Los siete vigilantes del Centro Penitenciario La Reforma encargados de supervisar a 800 reos que tomaban el sol el lunes, solo atinaron a escapar y cerrar los portones cuando estalló una revuelta cuyo saldo fue de dos muertos y siete heridos. Las fallas en la seguridad, constatadas luego del hecho, son asombrosas. Asombroso, también, es que incidentes como este no ocurran más a menudo, vista la laxitud de las medidas existentes.
Luego de la gresca, la policía carcelaria revisó las celdas y decomisó 90 armas punzocortantes, ¢2,7 millones en efectivo, cuatro teléfonos celulares, marihuana y otros objetos prohibidos. Aparte de la desproporción entre reos y vigilantes, llama la atención el carácter extemporáneo de la revisión. La ejecución periódica de requisas es parte fundamental de la seguridad en una cárcel y los hechos del lunes demuestran, una vez más, la ligereza con que se acomete esa tarea en nuestros centros penitenciarios.
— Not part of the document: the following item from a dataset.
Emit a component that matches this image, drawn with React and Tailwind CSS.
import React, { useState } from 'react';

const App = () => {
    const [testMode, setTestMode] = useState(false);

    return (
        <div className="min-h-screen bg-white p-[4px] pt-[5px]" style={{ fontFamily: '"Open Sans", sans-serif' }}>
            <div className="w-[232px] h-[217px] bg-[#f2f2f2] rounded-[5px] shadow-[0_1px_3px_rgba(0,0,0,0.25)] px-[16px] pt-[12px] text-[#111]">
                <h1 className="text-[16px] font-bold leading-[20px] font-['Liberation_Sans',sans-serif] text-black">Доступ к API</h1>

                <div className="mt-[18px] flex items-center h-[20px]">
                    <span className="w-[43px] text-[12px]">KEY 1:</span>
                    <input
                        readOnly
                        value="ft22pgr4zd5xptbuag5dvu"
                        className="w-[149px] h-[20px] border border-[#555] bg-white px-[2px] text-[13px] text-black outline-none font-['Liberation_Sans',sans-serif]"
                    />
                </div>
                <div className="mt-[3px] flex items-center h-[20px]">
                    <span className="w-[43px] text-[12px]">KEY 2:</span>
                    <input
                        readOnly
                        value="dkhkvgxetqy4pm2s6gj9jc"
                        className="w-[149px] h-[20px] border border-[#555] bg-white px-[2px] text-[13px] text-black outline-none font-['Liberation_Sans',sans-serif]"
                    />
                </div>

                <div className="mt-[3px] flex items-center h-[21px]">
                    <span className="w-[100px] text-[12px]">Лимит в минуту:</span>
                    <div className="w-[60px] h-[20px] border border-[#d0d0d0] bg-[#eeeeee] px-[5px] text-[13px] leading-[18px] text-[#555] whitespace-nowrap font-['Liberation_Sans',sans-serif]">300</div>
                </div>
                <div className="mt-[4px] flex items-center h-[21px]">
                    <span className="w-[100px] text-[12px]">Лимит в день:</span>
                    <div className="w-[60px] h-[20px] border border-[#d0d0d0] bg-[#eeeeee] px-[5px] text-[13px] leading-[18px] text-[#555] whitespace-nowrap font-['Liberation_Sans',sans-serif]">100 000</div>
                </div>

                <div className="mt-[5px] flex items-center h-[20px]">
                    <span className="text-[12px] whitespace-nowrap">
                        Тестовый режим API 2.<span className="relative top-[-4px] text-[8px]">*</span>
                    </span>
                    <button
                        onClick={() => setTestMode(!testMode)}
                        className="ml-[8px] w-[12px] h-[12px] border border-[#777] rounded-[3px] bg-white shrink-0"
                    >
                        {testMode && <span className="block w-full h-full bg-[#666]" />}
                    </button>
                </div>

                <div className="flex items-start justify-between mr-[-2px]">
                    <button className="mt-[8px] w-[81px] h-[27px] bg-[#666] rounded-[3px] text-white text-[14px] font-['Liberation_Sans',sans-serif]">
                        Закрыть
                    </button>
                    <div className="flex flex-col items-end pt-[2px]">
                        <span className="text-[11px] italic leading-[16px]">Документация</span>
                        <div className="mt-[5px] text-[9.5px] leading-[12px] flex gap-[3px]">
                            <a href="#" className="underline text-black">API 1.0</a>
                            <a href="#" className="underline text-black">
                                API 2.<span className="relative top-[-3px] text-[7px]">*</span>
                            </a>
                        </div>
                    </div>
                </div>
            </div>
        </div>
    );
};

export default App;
Si los vigilantes localizaron los objetos prohibidos después del motín, bien habrían podido hacerlo antes, no solo para proteger la integridad física del personal y los reos, sino también del resto de la sociedad, víctima frecuente de las estafas cometidas desde la cárcel mediante llamadas telefónicas.
Las lecciones de hace siete meses, cuando un intento de fuga del módulo de Máxima Seguridad quitó la vida a dos reclusos y un guardia, no fueron aprendidas. En aquel momento, las fallas de seguridad incluyeron corrupción interna, a cuyo amparo los reos consiguieron llaves para abrir las celdas. En este caso, la intervención del mismo factor no puede ser descartada, cuando menos como explicación para la existencia de tantos objetos peligrosos dentro del penal.
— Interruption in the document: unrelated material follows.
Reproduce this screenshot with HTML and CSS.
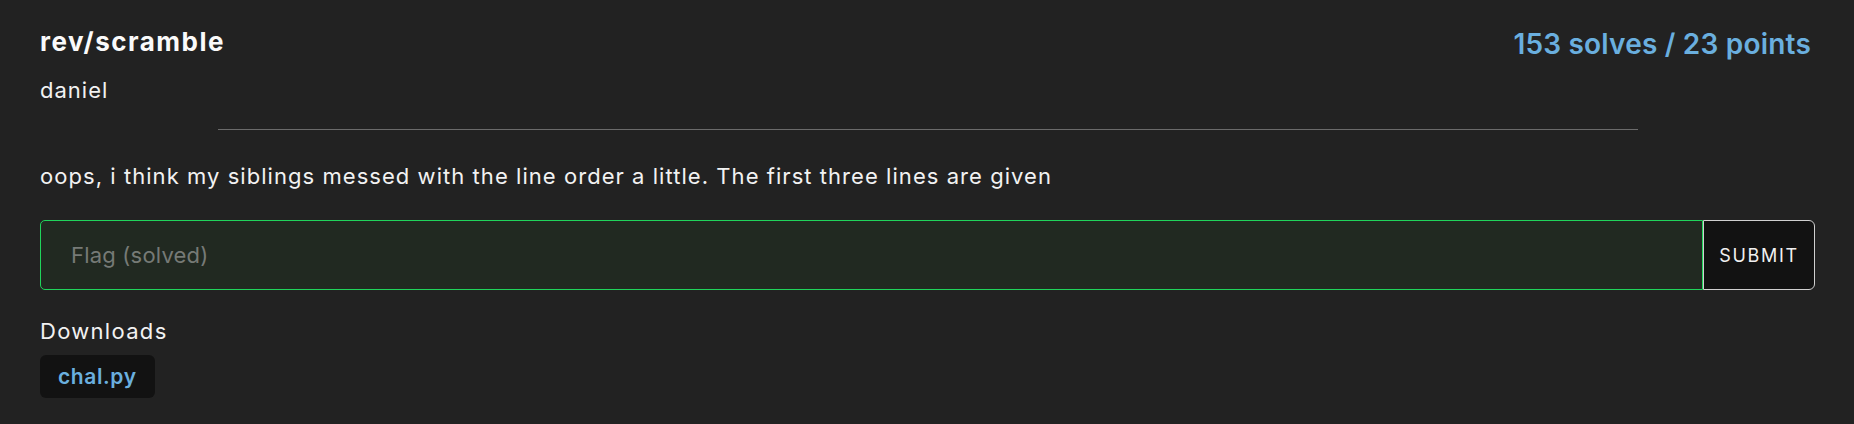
FILE: index.html
```html
<!DOCTYPE html>
<html lang="en">
<head>
<meta charset="utf-8">
<title>rev/scramble</title>
<link rel="stylesheet" href="styles.css">
</head>
<body>
<div class="card">
  <div class="head">
    <div class="left">
      <h1 class="title">rev/scramble</h1>
      <div class="author">daniel</div>
    </div>
    <div class="stats">153 solves / 23 points</div>
  </div>
  <hr class="rule">
  <p class="desc">oops, i think my siblings messed with the line order a little. The first three lines are given</p>
  <form class="flag">
    <input class="flag-input" type="text" placeholder="Flag (solved)">
    <button class="submit" type="button">SUBMIT</button>
  </form>
  <div class="downloads">
    <div class="dl-label">Downloads</div>
    <a class="file" href="#">chal.py</a>
  </div>
</div>
</body>
</html>
```

FILE: styles.css
```css
html, body {
  margin: 0;
  padding: 0;
  background: #222222;
  height: 100%;
}
body {
  font-family: Inter, "Noto Sans", "Liberation Sans", sans-serif;
  color: #f2f2f2;
}
.card {
  padding: 27px 39px 0 40px;
}
.head {
  display: flex;
  justify-content: space-between;
  align-items: flex-start;
}
.title {
  margin: 0;
  font-size: 26px;
  font-weight: 700;
  line-height: 30px;
  letter-spacing: 1.5px;
  color: #fafafa;
}
.author {
  margin-top: 20px;
  font-size: 22px;
  line-height: 26px;
  letter-spacing: 1px;
}
.stats {
  margin-top: 1px;
  margin-right: 4px;
  font-size: 28px;
  font-weight: 600;
  line-height: 32px;
  letter-spacing: 0.2px;
  color: #6aafdf;
}
.rule {
  width: 80%;
  margin: 26px auto 0;
  border: 0;
  border-top: 1px solid #6b6b6b;
  height: 0;
}
.desc {
  margin: 33px 0 0;
  font-size: 22px;
  line-height: 26px;
  letter-spacing: 1.05px;
}
.flag {
  display: flex;
  margin-top: 31px;
  height: 70px;
}
.flag-input {
  flex: 1;
  min-width: 0;
  box-sizing: border-box;
  height: 70px;
  margin: 0;
  padding: 0 30px;
  background: #212921;
  border: 1px solid #20d35b;
  border-radius: 5px 0 0 5px;
  color: #eee;
  font-family: inherit;
  font-size: 22px;
  letter-spacing: 0.2px;
  outline: none;
}
.flag-input::placeholder {
  color: #767a76;
}
.submit {
  box-sizing: border-box;
  width: 112px;
  height: 70px;
  margin: 0;
  padding: 0;
  background: #121212;
  border: 1px solid #d0d0d0;
  border-radius: 0 6px 6px 0;
  color: #f0f0f0;
  font-family: inherit;
  font-size: 18px;
  letter-spacing: 1.7px;
}
.downloads {
  margin-top: 28px;
}
.dl-label {
  font-size: 22px;
  line-height: 26px;
  letter-spacing: 1.3px;
}
.file {
  display: inline-block;
  margin-top: 11px;
  padding: 0 18px;
  height: 43px;
  line-height: 43px;
  background: #121212;
  border-radius: 6px;
  color: #6aafdf;
  font-size: 21px;
  font-weight: 600;
  letter-spacing: 0.6px;
  text-decoration: none;
}
```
La investigación del incidente debe incluir el examen de los procedimientos de inspección a la entrada del centro penitenciario y también la periodicidad y eficacia de las requisas. Sin embargo, la mejora en estos aspectos, si se produce, resultará insuficiente. Nuestras cárceles no están preparadas para enfrentar los retos de una delincuencia organizada en torno al negocio del narcotráfico.
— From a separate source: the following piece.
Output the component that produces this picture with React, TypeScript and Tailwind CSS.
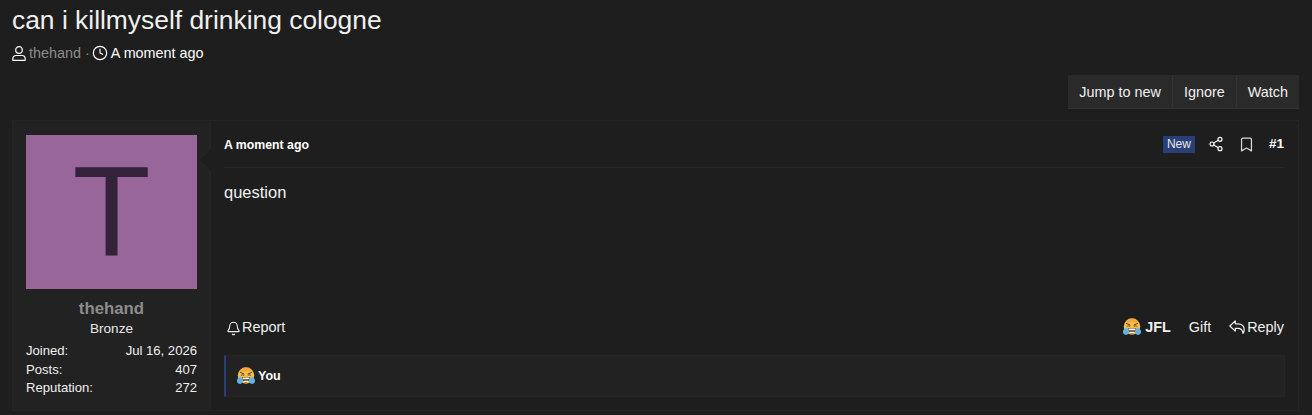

El tráfico de drogas sirve de elemento aglutinador para grupos organizados dentro de las cárceles cuyas rivalidades son el trasfondo de los hechos ocurridos el lunes. Eugenio Polanco, director de Adaptación Social, mostró su preocupación por la creciente tendencia de los reos a organizarse en pandillas capaces de controlar actividades delictivas dentro y fuera de las cárceles.
La selección y vigilancia del personal encargado de las prisiones debe ser más estricta, pero su número debe crecer. El Estado costarricense absorbió a 30.000 nuevos empleados en los últimos años y prácticamente nadie niega el carácter superfluo de muchas de esas plazas, creadas para prevenir el desempleo después de la crisis económica mundial del 2008. Es inexplicable, entonces, que en Adaptación Social la escasez sea tanta como para encomendar a siete guardias la vigilancia de 800 reos.
Pero también es necesario invertir en el desarrollo de infraestructura carcelaria. Luego del intento de fuga ocurrido el 11 de mayo del año pasado, el ministro de Justicia, Hernando París, pidió darle consideración a la posibilidad de construir una verdadera cárcel de máxima seguridad, alejada de las zonas urbanas, y recordó la disponibilidad de una finca idónea en la zona sur. El intento de ejecutar la obra mediante concesión de obra pública fracasó, pero si esa vía está cerrada, el país debe comprender la urgencia de actuar por otros medios, dada la apremiante situación de inseguridad y hacinamiento en nuestros mal equipados centros penitenciarios.
El sistema penitenciario está en crisis. Lo demuestran el motín del lunes, el intento de fuga de meses atrás, el posterior homicidio del líder de esa fuga y la detención, hace cuatro meses, de la directora de la cárcel de Pérez Zeledón por su supuesta participación en la venta de beneficios a los reos. Sucesos similares volverán a ocurrir, con lamentable frecuencia, mientras no se consigan los recursos necesarios para ponerles coto.